Saturday, June 6, 2009 | 2 a.m.
In Today's Sun
- Las Vegas 'prodigy' makes Sports Illustrated cover (6-2-2009)
- Talent sky-high, feet on ground (5-7-2009)
- It's a swing of beauty (2-7-2009)
Bryce Harper isn’t the first high school athlete to grace the cover of Sports Illustrated — just the first since LeBron James. When crown prince James was featured in 2002, ESPN.com put together a list of the 10 prep athletes who’d been on the SI cover since 1966. Here’s how they’ve fared:
• Rick Mount, Feb. 14, 1966: “Brightest Star in High School Basketball — Rick Mount of Lebanon, Ind.” Mount averaged 39.4 points in his senior year at Purdue. In addition to being my dad’s favorite player, Mount played for four ABA teams — the Indiana Pacers, Kentucky Colonels, Memphis Sounds and Utah Stars.
• Tom McMillen, Feb. 16, 1970: “The Best High School Player in America — Mansfield’s Tom McMillen.” McMillen played at Maryland, for the U.S. Olympic Team and spent 11 seasons in the NBA. Then he had three terms as a congressman.
• Mike Peterson, Aug. 9, 1971: “Kansas Schoolboy Marvel Mike Peterson.” This young man was a four-sport star in high school but made it only as far as Kansas State Teachers College, which is now called Emporia State.
• Bruce Hardy, April 28, 1974: “Best Schoolboy Athlete — Utah’s Bruce Hardy.” Hardy was drafted by the Dolphins in the ninth round and caught 256 passes for 2,455 yards and 25 touchdowns in a 12-year NFL career.

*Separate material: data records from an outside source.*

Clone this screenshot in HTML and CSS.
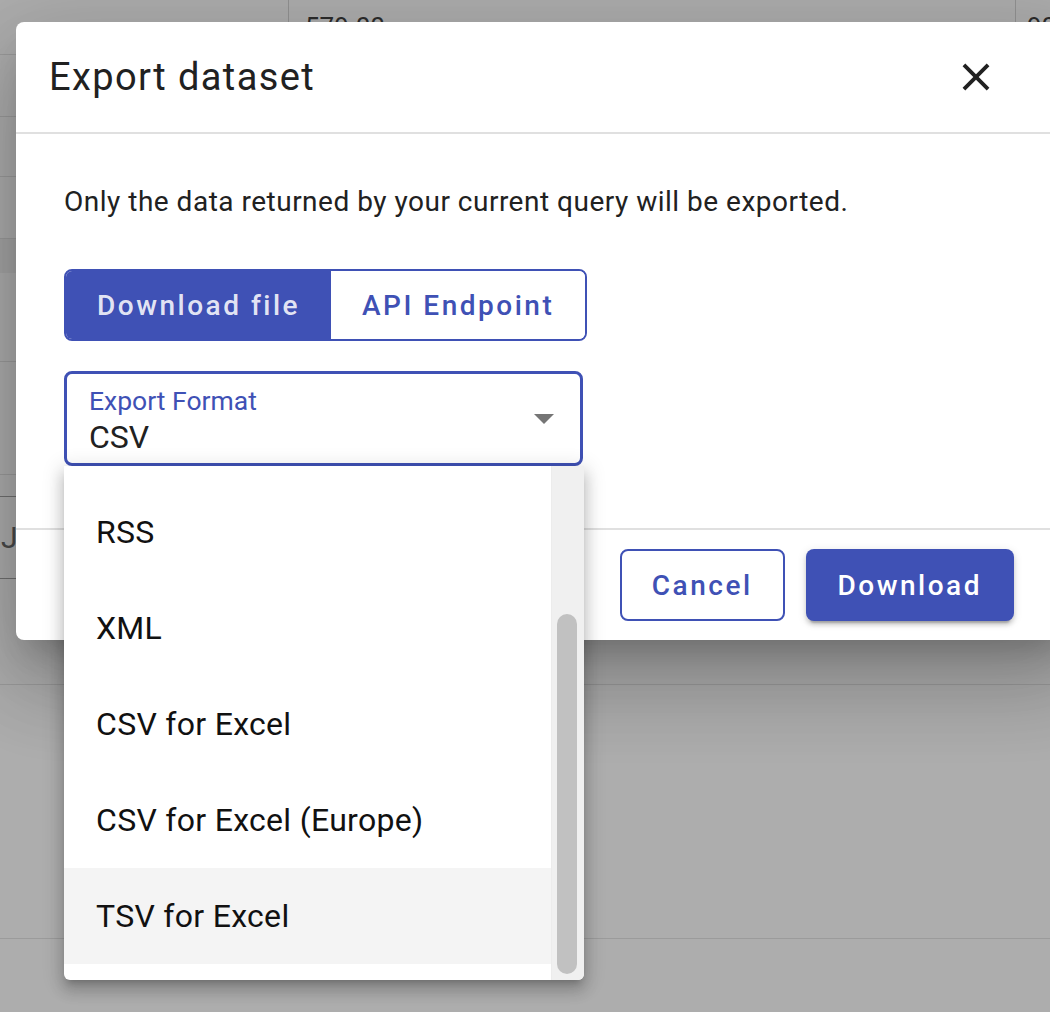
FILE: index.html
```html
<!DOCTYPE html>
<html lang="en">
<head>
<meta charset="utf-8">
<title>Export dataset</title>
<link rel="stylesheet" href="styles.css">
</head>
<body>
<div class="page">
  <div class="bg-row r1">
    <div class="cell c1"></div>
    <div class="cell c2">579.00</div>
    <div class="cell c3">90</div>
  </div>
  <div class="bg-row r2"></div>
  <div class="bg-row r3"></div>
  <div class="bg-row r4"></div>
  <div class="bg-row band"></div>
  <div class="bg-row r5"></div>
  <div class="bg-row r6"></div>
  <div class="bg-row r7 dark"></div>
  <div class="bg-row r8 dark"><span class="cut-text">J</span></div>
  <div class="bg-row r9"></div>
  <div class="bg-row r10"></div>
</div>

<div class="dialog" role="dialog" aria-label="Export dataset">
  <div class="dlg-header">
    <h2 class="dlg-title">Export dataset</h2>
    <button class="icon-btn" aria-label="Close">
      <svg viewBox="0 0 24 24" width="46" height="46"><path d="M19 6.41L17.59 5 12 10.59 6.41 5 5 6.41 10.59 12 5 17.59 6.41 19 12 13.41 17.59 19 19 17.59 13.41 12z"/></svg>
    </button>
  </div>
  <div class="dlg-body">
    <p class="note">Only the data returned by your current query will be exported.</p>
    <div class="toggle">
      <button class="seg on">Download file</button>
      <button class="seg">API Endpoint</button>
    </div>
    <div class="select">
      <div class="select-text">
        <span class="label">Export Format</span>
        <span class="value">CSV</span>
      </div>
      <span class="arrow"></span>
    </div>
  </div>
  <div class="dlg-footer">
    <button class="btn outline">Cancel</button>
    <button class="btn raised">Download</button>
  </div>
</div>

<div class="menu" role="listbox">
  <div class="menu-list">
    <div class="item">RSS</div>
    <div class="item">XML</div>
    <div class="item">CSV for Excel</div>
    <div class="item">CSV for Excel (Europe)</div>
    <div class="item active">TSV for Excel</div>
  </div>
  <div class="menu-track"><div class="thumb"></div></div>
</div>
</body>
</html>
```

FILE: styles.css
```css
* { box-sizing: border-box; }

html, body {
  margin: 0;
  padding: 0;
  width: 1050px;
  height: 1012px;
  overflow: hidden;
}

body {
  background: #adadad;
  font-family: Roboto, "Liberation Sans", sans-serif;
  color: #212121;
  position: relative;
}

/* ---------- dimmed page behind the dialog ---------- */
.page {
  display: flex;
  flex-direction: column;
}

.bg-row {
  border-bottom: 1px solid #9b9b9b;
  flex: none;
}

.bg-row.dark { border-bottom-color: #707070; }

.r1 {
  height: 55px;
  display: grid;
  grid-template-columns: 288px 727px 35px;
}

.cell {
  font-size: 26px;
  line-height: 54px;
  color: #2c2c2c;
  padding-left: 16px;
  white-space: nowrap;
  overflow: hidden;
}

.c2, .c3 { border-left: 1px solid #929292; }
.c3 { padding-left: 11px; }

.r2 { height: 62px; }
.r3 { height: 60px; }
.r4 { height: 62px; }
.band { height: 34px; background: #a5a5a5; border-bottom: none; }
.r5 { height: 89px; }
.r6 { height: 113px; }
.r7 { height: 22px; }
.r8 { height: 82px; display: flex; align-items: center; }
.r9 { height: 106px; }
.r10 { height: 254px; }

.cut-text {
  font-size: 30px;
  color: #4a4a4a;
  padding-left: 1px;
}

/* ---------- dialog ---------- */
.dialog {
  position: absolute;
  left: 16px;
  top: 22px;
  width: 1060px;
  background: #fff;
  border-radius: 8px;
  box-shadow: 0 22px 30px -14px rgba(0,0,0,.2),
              0 48px 76px 6px rgba(0,0,0,.14),
              0 18px 92px 16px rgba(0,0,0,.12);
}

.dlg-header {
  height: 112px;
  display: flex;
  align-items: center;
  justify-content: space-between;
  padding: 0 77px 0 33px;
  border-bottom: 2px solid #e0e0e0;
}

.dlg-title {
  margin: 0;
  font-size: 38px;
  font-weight: 400;
  line-height: 48px;
  color: #212121;
  letter-spacing: 1.4px;
}

.icon-btn {
  width: 46px;
  height: 46px;
  padding: 0;
  border: 0;
  background: none;
  display: flex;
}

.icon-btn svg { fill: #212121; }

.dlg-body {
  padding: 48px 0 62px 48px;
}

.note {
  margin: 0 0 47px;
  font-size: 28px;
  line-height: 40px;
  letter-spacing: 0.5px;
  color: #212121;
}

.toggle {
  display: inline-flex;
  height: 72px;
  border: 2px solid #3f51b5;
  border-radius: 8px;
  overflow: hidden;
}

.seg {
  border: 0;
  margin: 0;
  padding: 0 31px;
  background: #fff;
  color: #3f51b5;
  font-family: Roboto, "Liberation Sans", sans-serif;
  font-size: 28px;
  font-weight: 500;
  letter-spacing: 2.5px;
}

.seg.on {
  background: #3f51b5;
  color: rgba(255,255,255,.87);
}

.select {
  margin-top: 30px;
  width: 519px;
  height: 95px;
  border: 3px solid #3f51b5;
  border-radius: 8px;
  display: flex;
  align-items: center;
  justify-content: space-between;
  padding: 0 26px 0 22px;
}

.select-text {
  display: flex;
  flex-direction: column;
  align-self: flex-start;
  padding-top: 11px;
}

.label {
  font-size: 26.5px;
  line-height: 32px;
  color: #3f51b5;
}

.value {
  font-size: 32px;
  line-height: 40px;
  color: #212121;
}

.arrow {
  width: 0;
  height: 0;
  border-left: 10px solid transparent;
  border-right: 10px solid transparent;
  border-top: 10px solid #757575;
}

.dlg-footer {
  display: flex;
  justify-content: flex-end;
  gap: 21px;
  padding: 19px 62px 19px 0;
  border-top: 2px solid #e0e0e0;
}

.btn {
  height: 72px;
  border-radius: 8px;
  font-family: Roboto, "Liberation Sans", sans-serif;
  font-size: 28px;
  font-weight: 500;
  letter-spacing: 2.5px;
  margin: 0;
}

.btn.outline {
  background: #fff;
  color: #3f51b5;
  border: 2px solid #3f51b5;
  padding: 0 30px;
}

.btn.raised {
  background: #3f51b5;
  color: #fff;
  border: 0;
  padding: 0 32px;
  box-shadow: 0 6px 2px -4px rgba(0,0,0,.2),
              0 4px 4px 0 rgba(0,0,0,.14),
              0 2px 10px 0 rgba(0,0,0,.12);
}

/* ---------- open select panel ---------- */
.menu {
  position: absolute;
  left: 64px;
  top: 466px;
  width: 520px;
  height: 514px;
  background: #fff;
  border-radius: 0 0 6px 6px;
  display: flex;
  overflow: hidden;
  box-shadow: 0 6px 6px -4px rgba(0,0,0,.2),
              0 10px 14px 2px rgba(0,0,0,.14),
              0 4px 20px 4px rgba(0,0,0,.12);
}

.menu-list {
  flex: 1;
  padding-top: 18px;
}

.item {
  height: 96px;
  line-height: 96px;
  padding-left: 32px;
  font-size: 32px;
  letter-spacing: 0.3px;
  color: #111;
  white-space: nowrap;
}

.item.active { background: #f4f4f4; }

.menu-track {
  width: 33px;
  background: #f0f0f0;
  border-left: 1px solid #ececec;
  padding-left: 5px;
}

.thumb {
  margin-top: 148px;
  width: 20px;
  height: 360px;
  border-radius: 10px;
  background: #c1c1c1;
}
```
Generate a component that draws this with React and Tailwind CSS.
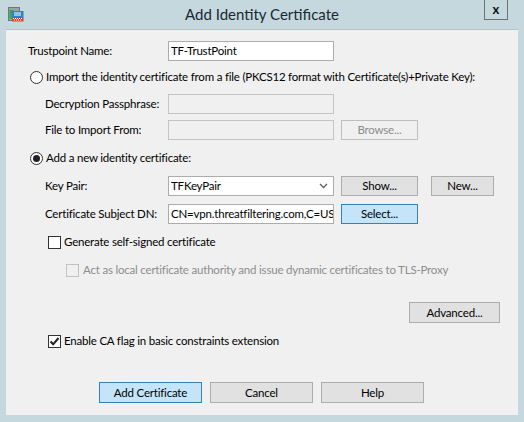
import React from "react";

function Btn({ children, className = "", variant = "normal" }) {
  const v =
    variant === "primary"
      ? "bg-[#c4e4f9] border-[#3c7fb1] text-[#000]"
      : variant === "disabled"
      ? "bg-[#f0f0f0] border-[#bfbfbf] text-[#8c8c8c]"
      : "bg-[#e1e1e1] border-[#adadad] text-[#000]";
  return (
    <div
      className={`flex items-center justify-center border h-[20px] whitespace-nowrap ${v} ${className}`}
    >
      {children}
    </div>
  );
}

function Field({ children, disabled = false, combo = false }) {
  return (
    <div
      className={`w-[166px] h-[20px] border flex items-center pl-[2px] whitespace-nowrap ${
        disabled ? "bg-[#f0f0f0] border-[#c4c4c4]" : "bg-white border-[#acacac]"
      }`}
    >
      <span className="flex-1 min-w-0 overflow-hidden leading-[16px]">{children}</span>
      {combo && (
        <svg width="9" height="6" viewBox="0 0 9 6" className="mr-[5px] shrink-0">
          <path d="M1 1 L4.5 4.5 L8 1" stroke="#606060" strokeWidth="1.3" fill="none" />
        </svg>
      )}
    </div>
  );
}

function Radio({ checked }) {
  return (
    <div className="w-[13px] h-[13px] shrink-0 rounded-full border border-[#333] bg-white flex items-center justify-center">
      {checked && <div className="w-[7px] h-[7px] rounded-full bg-[#222]" />}
    </div>
  );
}

function Check({ checked, disabled }) {
  return (
    <div
      className={`w-[13px] h-[13px] shrink-0 border flex items-center justify-center ${
        disabled ? "border-[#c2c2c2] bg-[#f0f0f0]" : "border-[#333] bg-white"
      }`}
    >
      {checked && (
        <svg width="11" height="11" viewBox="0 0 11 11">
          <path d="M1.5 5.5 L4.2 8.3 L9.5 2" stroke="#222" strokeWidth="2" fill="none" />
        </svg>
      )}
    </div>
  );
}

export default function App() {
  return (
    <div className="w-[524px] h-[422px] bg-[#c4d8de] flex flex-col font-['Lato',sans-serif] text-[11.5px] tracking-[-0.2px] text-[#000] leading-none whitespace-nowrap">
      {/* Title bar */}
      <div className="h-[29px] flex items-start">
        <div className="w-[80px] pl-[8px] pt-[7px]">
          <svg width="16" height="15" viewBox="0 0 16 15">
            <rect x="0.5" y="0.5" width="11" height="13" fill="#9aa4a8" stroke="#6e777b" />
            <rect x="1.5" y="3" width="4" height="9" fill="#3aa64a" />
            <rect x="4" y="4" width="11.5" height="6" fill="#2f7fd6" />
            <rect x="6" y="5.5" width="7" height="1" fill="#fff" />
            <rect x="6" y="7.5" width="7" height="1" fill="#fff" />
            <rect x="4" y="10" width="11.5" height="4.5" fill="#e23b3b" />
            <path d="M5 11h1v1H5zM7 11h1v1H7zM9 11h1v1H9zM11 11h1v1h-1zM13 11h1v1h-1zM6 12.5h1v1H6zM8 12.5h1v1H8zM10 12.5h1v1h-1zM12 12.5h1v1h-1z" fill="#fff" />
          </svg>
        </div>
        <div className="flex-1 text-center pt-[7px] text-[15px] tracking-normal text-[#1b2733]">
          Add Identity Certificate
        </div>
        <div className="w-[80px] flex justify-end pr-[16px]">
          <div className="w-[24px] h-[20px] border border-t-0 border-[#707070] flex items-center justify-center text-[13px] tracking-normal font-bold text-[#111]">
            x
          </div>
        </div>
      </div>

      {/* Client area */}
      <div className="mx-[6px] h-[386px] bg-[#f0f0f0] border-t border-[#b3c3c9] flex flex-col">
        <div className="mt-[11px] h-[20px] flex items-center">
          <div className="w-[162px] pl-[22px]">Trustpoint Name:</div>
          <Field>TF-TrustPoint</Field>
        </div>

        <div className="mt-[6px] h-[20px] flex items-center pl-[24px] gap-[3px]">
          <Radio />
          <span>Import the identity certificate from a file (PKCS12 format with Certificate(s)+Private Key):</span>
        </div>

        <div className="mt-[7px] h-[20px] flex items-center">
          <div className="w-[162px] pl-[39px]">Decryption Passphrase:</div>
          <Field disabled />
        </div>

        <div className="mt-[6px] h-[20px] flex items-center">
          <div className="w-[162px] pl-[39px]">File to Import From:</div>
          <Field disabled />
          <Btn variant="disabled" className="ml-[7px] w-[77px]">Browse...</Btn>
        </div>

        <div className="mt-[8px] h-[20px] flex items-center pl-[24px] gap-[3px]">
          <Radio checked />
          <span>Add a new identity certificate:</span>
        </div>

        <div className="mt-[8px] h-[20px] flex items-center">
          <div className="w-[162px] pl-[39px]">Key Pair:</div>
          <Field combo>TFKeyPair</Field>
          <Btn className="ml-[7px] w-[77px]">Show...</Btn>
          <Btn className="ml-[13px] w-[63px]">New...</Btn>
        </div>

        <div className="mt-[8px] h-[20px] flex items-center">
          <div className="w-[162px] pl-[39px]">Certificate Subject DN:</div>
          <Field>CN=vpn.threatfiltering.com,C=US</Field>
          <Btn variant="primary" className="ml-[7px] w-[77px]">Select...</Btn>
        </div>

        <div className="mt-[8px] h-[20px] flex items-center pl-[42px] gap-[3px]">
          <Check />
          <span>Generate self-signed certificate</span>
        </div>

        <div className="mt-[8px] h-[20px] flex items-center pl-[60px] gap-[4px] text-[#8d8d8d]">
          <Check disabled />
          <span>Act as local certificate authority and issue dynamic certificates to TLS-Proxy</span>
        </div>

        <div className="mt-[22px] flex justify-end pr-[18px]">
          <Btn className="w-[91px] h-[21px]">Advanced...</Btn>
        </div>

        <div className="mt-[8px] h-[20px] flex items-center pl-[42px] gap-[3px]">
          <Check checked />
          <span>Enable CA flag in basic constraints extension</span>
        </div>

        <div className="mt-[31px] flex pl-[93px] gap-[8px]">
          <Btn variant="primary" className="w-[103px] h-[21px]">Add Certificate</Btn>
          <Btn className="w-[103px] h-[21px]">Cancel</Btn>
          <Btn className="w-[103px] h-[21px]">Help</Btn>
        </div>
      </div>
    </div>
  );
}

• Bobby Carpenter, Feb. 23, 1981: “The Can’t-Miss Kid — Here’s Bobby Carpenter. He’s 17 and hails from Peabody, Mass. NHL scouts say he’s the best U.S. prospect they’ve seen. Ever.” The Can’t Miss Kid didn’t miss. He was the first American to score 50 goals in an NHL season and had an 18-year career.
• Kristie Phillips, Sept. 1, 1986: “Kristie Phillips — The New Mary Lou.” She was only 14 and weighed just 74 pounds when she graced the cover and although she won the 1987 U.S. all-around gymnastics title, Kristie never appeared on a box of Wheaties. She did, however, receive a cheerleading scholarship to LSU.
• Jon Peters, May 8, 1989: “Superkid — Texas high school pitching phenom Jon Peters runs his record to 51-0.” Peters signed with Texas A&M but tore his rotator cuff and never pitched for the Aggies, retiring at the age of 21.
• Kevin Garnett, June 26, 1995: “Three weeks ago Kevin Garnett went to his high school prom. Next week he’ll be the top pick in the NBA draft.” As it turned out, Garnett was picked fifth, by the Timberwolves. He went on to become an NBA All-Star.
• Richie Parker, June 24, 1996: “Last year Richie Parker was convicted of sexually assaulting a 16-year-old girl. Last week he received a college basketball scholarship. A modern morality tale.” Once recruited by UNLV, Parker played four years for Long Island University and graduated. He has been featured in commercials directed by Spike Lee and now works in the administration department at his alma mater.
• LeBron James, Feb. 18, 2002: “High school junior LeBron James would be an NBA lottery pick right now.” You know the rest of the story.
• Bryce Harper, June 8, 2009: “Baseball’s Chosen One — Bryce Harper is the most exciting prodigy since LeBron.” Only time will tell.
When Vegas was the cover star:
This week’s Sports Illustrated cover featuring Las Vegas High baseball star Bryce Harper was the fifth SI cover shot in Las Vegas, according to the magazine’s Web site.
The others had to do with major fights:
Nov. 22, 1965: “The Big Fight” — Clay vs. Patterson.”
April 22, 1985: “Marvelous! Marvin Hagler TKOs Thomas Hearns.”
March 25, 1991: “Desert Storm: Mike Tyson beats Razor Ruddock by a controversial TKO in Las Vegas.”
Nov. 15, 2003: “Revenge! On a wacky night in Las Vegas, Evander Holyfield regained his heavyweight title.”
Athletes with local ties who have appeared on the Sports Illustrated cover include Andre Agassi and wife Steffi Graf (separate covers), Greg Maddux, the 1990 UNLV basketball team, Kurt Busch, Randall Cunningham, Matt Williams and Lori Harrigan, who was pictured with the gold medal-winning USA softball team.
Several part-time Las Vegans, such as Jason Giambi, Frank Thomas, Reed Johnson and Sonny Liston, who is buried here, also have appeared out front. Mike Tyson, who has a home here, has been on the cover eight times.